┏━━

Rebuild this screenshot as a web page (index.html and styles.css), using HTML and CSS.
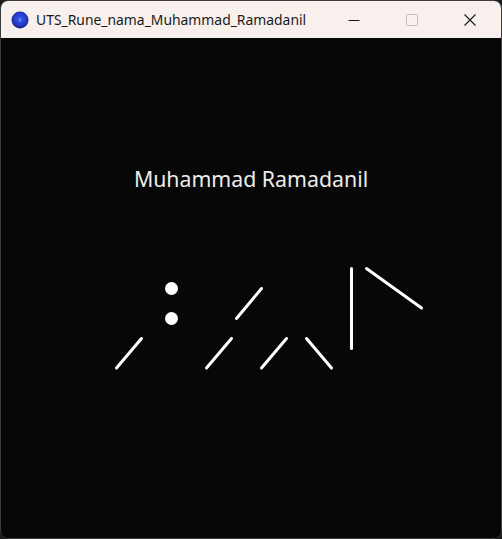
FILE: index.html
```html
<!DOCTYPE html>
<html>
<head>
<meta charset="utf-8">
<link rel="stylesheet" href="styles.css">
</head>
<body>
<div class="window">
  <div class="titlebar">
    <div class="app">
      <svg class="app-icon" width="18" height="18" viewBox="0 0 18 18">
        <defs>
          <radialGradient id="g" cx="50%" cy="45%" r="55%">
            <stop offset="0" stop-color="#3c5ef0"/>
            <stop offset="0.7" stop-color="#2338c4"/>
            <stop offset="1" stop-color="#14207a"/>
          </radialGradient>
        </defs>
        <circle cx="9" cy="9" r="8.5" fill="url(#g)"/>
        <path d="M8 6.8 L10.6 9 L8 11.2 Z" fill="#6f8cff"/>
      </svg>
      <span class="title">UTS_Rune_nama_Muhammad_Ramadanil</span>
    </div>
    <div class="controls">
      <div class="ctl">
        <svg width="12" height="12" viewBox="0 0 12 12"><path d="M0.5 6.5 H11.5" stroke="#1a1a1a" stroke-width="1"/></svg>
      </div>
      <div class="ctl">
        <svg width="12" height="12" viewBox="0 0 12 12"><rect x="0.5" y="0.5" width="11" height="11" rx="1.5" fill="none" stroke="#c4c0be" stroke-width="1"/></svg>
      </div>
      <div class="ctl">
        <svg width="12" height="12" viewBox="0 0 12 12"><path d="M0.5 0.5 L11.5 11.5 M11.5 0.5 L0.5 11.5" stroke="#1a1a1a" stroke-width="1.1"/></svg>
      </div>
    </div>
  </div>
  <div class="canvas">
    <div class="name">Muhammad Ramadanil</div>
    <svg class="runes" width="500" height="280" viewBox="1 240 500 280">
      <g stroke="#ffffff" stroke-width="3" stroke-linecap="round" fill="none">
        <line x1="116.5" y1="368" x2="141.5" y2="338.5"/>
        <line x1="236.5" y1="318.5" x2="261.5" y2="288.5"/>
        <line x1="206.5" y1="368" x2="231.5" y2="338.5"/>
        <line x1="261.5" y1="368" x2="286.5" y2="338.5"/>
        <line x1="306.5" y1="338.5" x2="331.5" y2="368"/>
        <line x1="351.5" y1="268.5" x2="351.5" y2="348.5"/>
        <line x1="366.5" y1="268.5" x2="421.5" y2="308"/>
      </g>
      <g fill="#ffffff">
        <circle cx="171.5" cy="288.5" r="6.5"/>
        <circle cx="171.5" cy="318.5" r="6.5"/>
      </g>
    </svg>
  </div>
</div>
</body>
</html>
```
FILE: styles.css
```css
html, body {
  margin: 0;
  padding: 0;
  background: #1c1c1c;
}
body {
  width: 502px;
  height: 539px;
  overflow: hidden;
}
.window {
  box-sizing: border-box;
  width: 502px;
  height: 539px;
  border: 1px solid #3c3c3c;
  border-radius: 8px;
  overflow: hidden;
  display: flex;
  flex-direction: column;
  background: #070707;
}
.titlebar {
  height: 37px;
  flex: 0 0 37px;
  background: #f8f0ec;
  display: flex;
  align-items: center;
  justify-content: space-between;
}
.app {
  display: flex;
  align-items: center;
  padding-left: 10px;
  gap: 7px;
}
.app-icon {
  display: block;
}
.title {
  font-family: "Noto Sans", "Open Sans", sans-serif;
  font-size: 13.9px;
  color: #1a1a1a;
}
.controls {
  display: flex;
  height: 100%;
  padding-right: 2px;
}
.ctl {
  width: 58px;
  height: 100%;
  display: flex;
  align-items: center;
  justify-content: center;
}
.ctl svg {
  display: block;
}
.canvas {
  flex: 1;
  background: #070707;
  display: flex;
  flex-direction: column;
  align-items: center;
}
.name {
  margin-top: 127px;
  font-family: "Noto Sans", "Open Sans", sans-serif;
  font-size: 21.3px;
  line-height: 28px;
  color: #ececec;
  height: 46px;
}
.runes {
  display: block;
  margin-top: 29px;
}
```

┗━━

# Directions for this task:
Set down all the data again exactly as above, pictures excluded.

# Correct result:
Rebuild this screenshot as a web page (index.html and styles.css), using HTML and CSS.
FILE: index.html
```html
<!DOCTYPE html>
<html>
<head>
<meta charset="utf-8">
<link rel="stylesheet" href="styles.css">
</head>
<body>
<div class="window">
  <div class="titlebar">
    <div class="app">
      <svg class="app-icon" width="18" height="18" viewBox="0 0 18 18">
        <defs>
          <radialGradient id="g" cx="50%" cy="45%" r="55%">
            <stop offset="0" stop-color="#3c5ef0"/>
            <stop offset="0.7" stop-color="#2338c4"/>
            <stop offset="1" stop-color="#14207a"/>
          </radialGradient>
        </defs>
        <circle cx="9" cy="9" r="8.5" fill="url(#g)"/>
        <path d="M8 6.8 L10.6 9 L8 11.2 Z" fill="#6f8cff"/>
      </svg>
      <span class="title">UTS_Rune_nama_Muhammad_Ramadanil</span>
    </div>
    <div class="controls">
      <div class="ctl">
        <svg width="12" height="12" viewBox="0 0 12 12"><path d="M0.5 6.5 H11.5" stroke="#1a1a1a" stroke-width="1"/></svg>
      </div>
      <div class="ctl">
        <svg width="12" height="12" viewBox="0 0 12 12"><rect x="0.5" y="0.5" width="11" height="11" rx="1.5" fill="none" stroke="#c4c0be" stroke-width="1"/></svg>
      </div>
      <div class="ctl">
        <svg width="12" height="12" viewBox="0 0 12 12"><path d="M0.5 0.5 L11.5 11.5 M11.5 0.5 L0.5 11.5" stroke="#1a1a1a" stroke-width="1.1"/></svg>
      </div>
    </div>
  </div>
  <div class="canvas">
    <div class="name">Muhammad Ramadanil</div>
    <svg class="runes" width="500" height="280" viewBox="1 240 500 280">
      <g stroke="#ffffff" stroke-width="3" stroke-linecap="round" fill="none">
        <line x1="116.5" y1="368" x2="141.5" y2="338.5"/>
        <line x1="236.5" y1="318.5" x2="261.5" y2="288.5"/>
        <line x1="206.5" y1="368" x2="231.5" y2="338.5"/>
        <line x1="261.5" y1="368" x2="286.5" y2="338.5"/>
        <line x1="306.5" y1="338.5" x2="331.5" y2="368"/>
        <line x1="351.5" y1="268.5" x2="351.5" y2="348.5"/>
        <line x1="366.5" y1="268.5" x2="421.5" y2="308"/>
      </g>
      <g fill="#ffffff">
        <circle cx="171.5" cy="288.5" r="6.5"/>
        <circle cx="171.5" cy="318.5" r="6.5"/>
      </g>
    </svg>
  </div>
</div>
</body>
</html>
```
FILE: styles.css
```css
html, body {
  margin: 0;
  padding: 0;
  background: #1c1c1c;
}
body {
  width: 502px;
  height: 539px;
  overflow: hidden;
}
.window {
  box-sizing: border-box;
  width: 502px;
  height: 539px;
  border: 1px solid #3c3c3c;
  border-radius: 8px;
  overflow: hidden;
  display: flex;
  flex-direction: column;
  background: #070707;
}
.titlebar {
  height: 37px;
  flex: 0 0 37px;
  background: #f8f0ec;
  display: flex;
  align-items: center;
  justify-content: space-between;
}
.app {
  display: flex;
  align-items: center;
  padding-left: 10px;
  gap: 7px;
}
.app-icon {
  display: block;
}
.title {
  font-family: "Noto Sans", "Open Sans", sans-serif;
  font-size: 13.9px;
  color: #1a1a1a;
}
.controls {
  display: flex;
  height: 100%;
  padding-right: 2px;
}
.ctl {
  width: 58px;
  height: 100%;
  display: flex;
  align-items: center;
  justify-content: center;
}
.ctl svg {
  display: block;
}
.canvas {
  flex: 1;
  background: #070707;
  display: flex;
  flex-direction: column;
  align-items: center;
}
.name {
  margin-top: 127px;
  font-family: "Noto Sans", "Open Sans", sans-serif;
  font-size: 21.3px;
  line-height: 28px;
  color: #ececec;
  height: 46px;
}
.runes {
  display: block;
  margin-top: 29px;
}
```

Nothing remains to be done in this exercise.